Come, be in awe of God our creator!
God has given us hearts to love, bodies to live and breathe, souls to rejoice!
God has made us, beautiful and wonderful beings!
God has made the whole universe, and is continuing to make all things new;
God is doing something new in our lives, right now.
Come, join your hearts in worship of our magnificent Creator!
Come, rejoice in our God!

Prayer of Brokenness/Confession
Almighty One, we confess that at times we ignore You. We strive for our own ways, fulfilling our own desires, thinking that by the name of Christian we can get by, by the speaking of the right words we are saved. Our lives are too busy and there is too much going on for us, to really sink deeper into what we mean by what we say. Call us away from the temptation to make everything simple and instead, remind us of Your invitation to a deeper way of life. Draw us in to Your love, that transforms and changes us. Draw us in to a deeper love for one another, that transforms and changes the world. Lead us to a greater understanding of what it means to be saved, to save our neighbors from poverty and despair, to save this world from our own destruction, and to live into the fullness of Your love that is eternal. In Your name we pray.

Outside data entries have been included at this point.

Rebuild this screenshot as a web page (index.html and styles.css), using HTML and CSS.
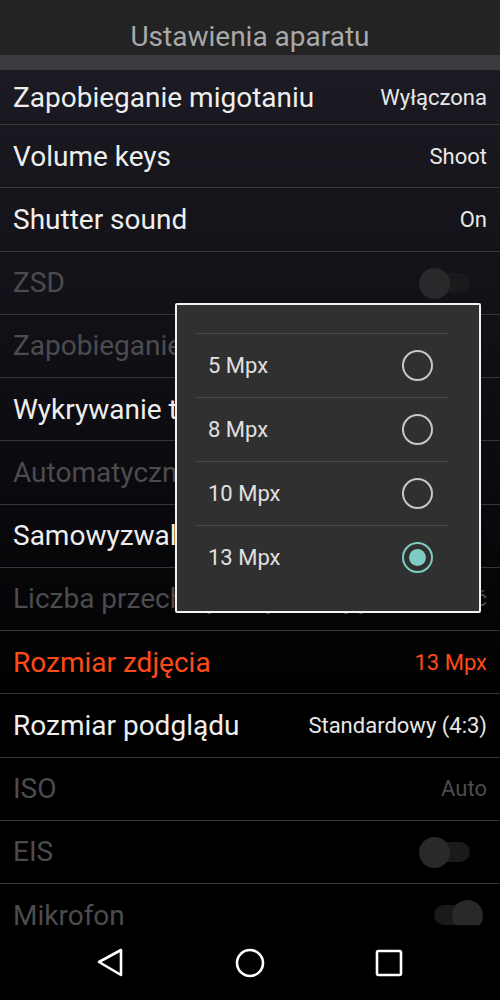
FILE: index.html
```html
<!DOCTYPE html>
<html lang="pl">

<head>
  <meta charset="UTF-8" />
  <meta name="viewport" content="width=device-width, initial-scale=1.0" />
  <title>Ustawienia aparatu</title>
  <link rel="stylesheet" href="styles.css">
</head>

<body>
  <header class="title-bar">Ustawienia aparatu</header>
  <div class="band"></div>

  <div class="list">
    <div class="row first">
      <span class="label">Zapobieganie migotaniu</span>
      <span class="value">Wyłączona</span>
    </div>
    <div class="row">
      <span class="label">Volume keys</span>
      <span class="value">Shoot</span>
    </div>
    <div class="row">
      <span class="label">Shutter sound</span>
      <span class="value">On</span>
    </div>
    <div class="row disabled">
      <span class="label">ZSD</span>
      <span class="switch"><span class="thumb"></span></span>
    </div>
    <div class="row disabled">
      <span class="label">Zapobieganie drganiom</span>
    </div>
    <div class="row">
      <span class="label">Wykrywanie twarzy</span>
    </div>
    <div class="row disabled">
      <span class="label">Automatyczne wykrywanie scen</span>
    </div>
    <div class="row">
      <span class="label">Samowyzwalacz</span>
    </div>
    <div class="row disabled">
      <span class="label">Liczba przechwyconych zdjęć</span>
      <span class="value">99 zdjęć</span>
    </div>
    <div class="row active">
      <span class="label">Rozmiar zdjęcia</span>
      <span class="value">13 Mpx</span>
    </div>
    <div class="row">
      <span class="label">Rozmiar podglądu</span>
      <span class="value">Standardowy (4:3)</span>
    </div>
    <div class="row disabled">
      <span class="label">ISO</span>
      <span class="value">Auto</span>
    </div>
    <div class="row disabled">
      <span class="label">EIS</span>
      <span class="switch"><span class="thumb"></span></span>
    </div>
    <div class="row disabled">
      <span class="label">Mikrofon</span>
      <span class="switch on"><span class="thumb"></span></span>
    </div>

    <div class="dialog">
      <div class="option">
        <span>5 Mpx</span>
        <span class="radio"></span>
      </div>
      <div class="option">
        <span>8 Mpx</span>
        <span class="radio"></span>
      </div>
      <div class="option">
        <span>10 Mpx</span>
        <span class="radio"></span>
      </div>
      <div class="option">
        <span>13 Mpx</span>
        <span class="radio checked"></span>
      </div>
    </div>
  </div>

  <nav class="nav-bar">
    <svg width="30" height="32" viewBox="0 0 30 32">
      <path d="M3 15 L25 3 L25 28 Z" fill="none" stroke="#fff" stroke-width="2.6" stroke-linejoin="round" />
    </svg>
    <svg width="32" height="32" viewBox="0 0 32 32">
      <circle cx="16" cy="16" r="13" fill="none" stroke="#fff" stroke-width="2.6" />
    </svg>
    <svg width="30" height="30" viewBox="0 0 30 30">
      <rect x="3" y="3" width="24" height="24" rx="1.5" fill="none" stroke="#fff" stroke-width="2.6" />
    </svg>
  </nav>
</body>

</html>
```

FILE: styles.css
```css
body {
  margin: 0;
  width: 500px;
  height: 1000px;
  overflow: hidden;
  background: #000;
  font-family: Roboto, 'Noto Sans', sans-serif;
  color: #eee;
}

.title-bar {
  height: 55px;
  box-sizing: border-box;
  padding-top: 20px;
  background: #232323;
  color: #a9a9a9;
  font-size: 28px;
  line-height: 34px;
  text-align: center;
}

.band {
  height: 15px;
  background: #3b3a41;
}

.list {
  position: relative;
  height: 855px;
  overflow: hidden;
  background: linear-gradient(to bottom, #1c1a22 0%, #0c0b10 45%, #000 75%);
}

.row {
  height: 62.25px;
  display: flex;
  align-items: center;
  justify-content: space-between;
  padding: 0 13px;
  border-bottom: 1px solid #37363b;
  white-space: nowrap;
  overflow: hidden;
}

.row.first {
  height: 54px;
}

.label {
  font-size: 28px;
  color: #eeeeee;
}

.value {
  font-size: 22px;
  color: #e8e8e8;
}

.row.disabled .label,
.row.disabled .value {
  color: #4c4c4e;
}

.row.active .label,
.row.active .value {
  color: #ff4a17;
}

.switch {
  position: relative;
  flex: none;
  width: 36px;
  height: 20px;
  margin-right: 17px;
  border-radius: 10px;
  background: #1a1a1c;
}

.switch .thumb {
  position: absolute;
  top: -5px;
  left: -15px;
  width: 31px;
  height: 31px;
  border-radius: 50%;
  background: #29292b;
}

.switch.on .thumb {
  left: 18px;
}

.dialog {
  position: absolute;
  left: 175px;
  top: 233px;
  width: 253px;
  padding: 28px 31px 22px 18px;
  background: #303030;
  border: 2px solid #f2f2f2;
  border-radius: 2px;
}

.option {
  height: 64px;
  box-sizing: border-box;
  display: flex;
  align-items: center;
  justify-content: space-between;
  padding: 0 15px 0 13px;
  border-top: 1px solid #474747;
  font-size: 22px;
  color: #e0e0e0;
}

.radio {
  width: 27px;
  height: 27px;
  border: 2.5px solid #c8c8c8;
  border-radius: 50%;
  display: flex;
  align-items: center;
  justify-content: center;
}

.radio.checked {
  border-color: #7ecdc4;
}

.radio.checked::after {
  content: "";
  width: 17px;
  height: 17px;
  border-radius: 50%;
  background: #7ecdc4;
}

.nav-bar {
  height: 75px;
  display: flex;
  align-items: center;
  gap: 108px;
  padding-left: 96px;
  background: #000;
}
```
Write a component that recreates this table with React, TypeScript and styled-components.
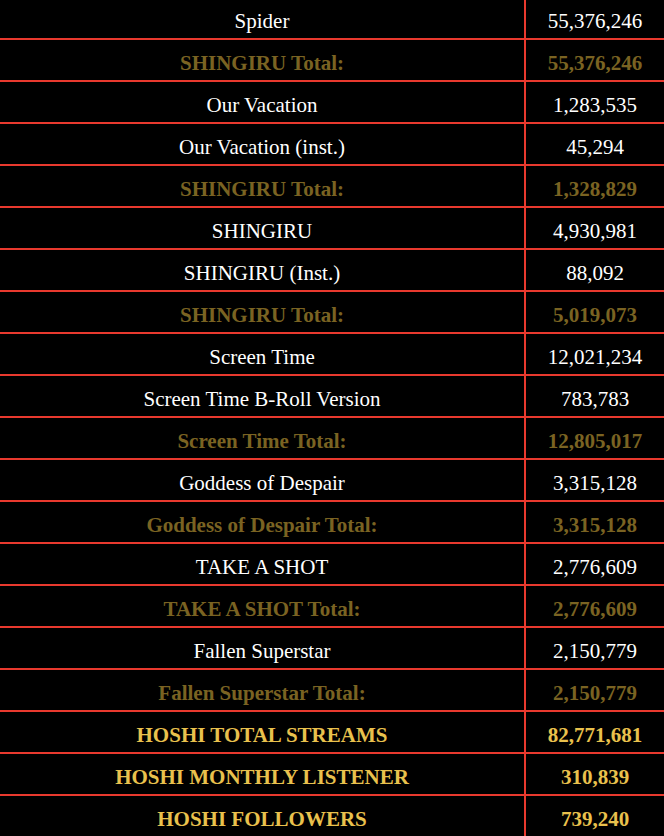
import React from "react";
import styled, { createGlobalStyle } from "styled-components";

const GlobalStyle = createGlobalStyle`
  html, body {
    margin: 0;
    padding: 0;
    background: #000;
  }
  body {
    font-family: "Liberation Serif", "Times New Roman", serif;
  }
`;

type Kind = "song" | "total" | "grand";

const Table = styled.div`
  display: flex;
  flex-direction: column;
  margin-top: -2px;
  width: 664px;
  background: #000;
`;

const Row = styled.div`
  display: grid;
  grid-template-columns: 526px 138px;
  height: 42px;
  box-sizing: border-box;
  border-bottom: 2px solid #e8392e;
`;

const colorFor = (k: Kind) =>
  k === "song" ? "#ffffff" : k === "total" ? "#7a6322" : "#e9c14d";

const Cell = styled.div<{ $kind: Kind; $divider?: boolean }>`
  display: flex;
  align-items: center;
  justify-content: center;
  box-sizing: border-box;
  padding-top: 6px;
  font-size: 21px;
  color: ${(p) => colorFor(p.$kind)};
  font-weight: ${(p) => (p.$kind === "song" ? 400 : 700)};
  border-right: ${(p) => (p.$divider ? "2px solid #e8392e" : "none")};
  white-space: nowrap;
`;

const rows: [string, string, Kind][] = [
  ["Spider", "55,376,246", "song"],
  ["SHINGIRU Total:", "55,376,246", "total"],
  ["Our Vacation", "1,283,535", "song"],
  ["Our Vacation (inst.)", "45,294", "song"],
  ["SHINGIRU Total:", "1,328,829", "total"],
  ["SHINGIRU", "4,930,981", "song"],
  ["SHINGIRU (Inst.)", "88,092", "song"],
  ["SHINGIRU Total:", "5,019,073", "total"],
  ["Screen Time", "12,021,234", "song"],
  ["Screen Time B-Roll Version", "783,783", "song"],
  ["Screen Time Total:", "12,805,017", "total"],
  ["Goddess of Despair", "3,315,128", "song"],
  ["Goddess of Despair Total:", "3,315,128", "total"],
  ["TAKE A SHOT", "2,776,609", "song"],
  ["TAKE A SHOT Total:", "2,776,609", "total"],
  ["Fallen Superstar", "2,150,779", "song"],
  ["Fallen Superstar Total:", "2,150,779", "total"],
  ["HOSHI TOTAL STREAMS", "82,771,681", "grand"],
  ["HOSHI MONTHLY LISTENER", "310,839", "grand"],
  ["HOSHI FOLLOWERS", "739,240", "grand"],
];

export default function App() {
  return (
    <>
      <GlobalStyle />
      <Table>
        {rows.map(([name, value, kind], i) => (
          <Row key={i}>
            <Cell $kind={kind} $divider>
              {name}
            </Cell>
            <Cell $kind={kind}>{value}</Cell>
          </Row>
        ))}
      </Table>
    </>
  );
}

Amen.

God’s love changes the world. God’s love transforms us, and we are never the same. You can never go back to the person you used to be, but you can continually be transformed and renewed by God’s love. You are forgiven. You are made new. Go, and transform the world with God’s love. Amen.

God of Peace, enter our hearts, our minds, our bodies, our souls. Slow down our heartrate. Open our mind. Breathe new life into our bodies. Quiet our souls. Be present in us, in this world, in our relationships, in this air we breathe in now. May Your peace enter us, flow through us, and join with others. God of Peace, lead us in Your ways of peace, and help us to be more present. Amen.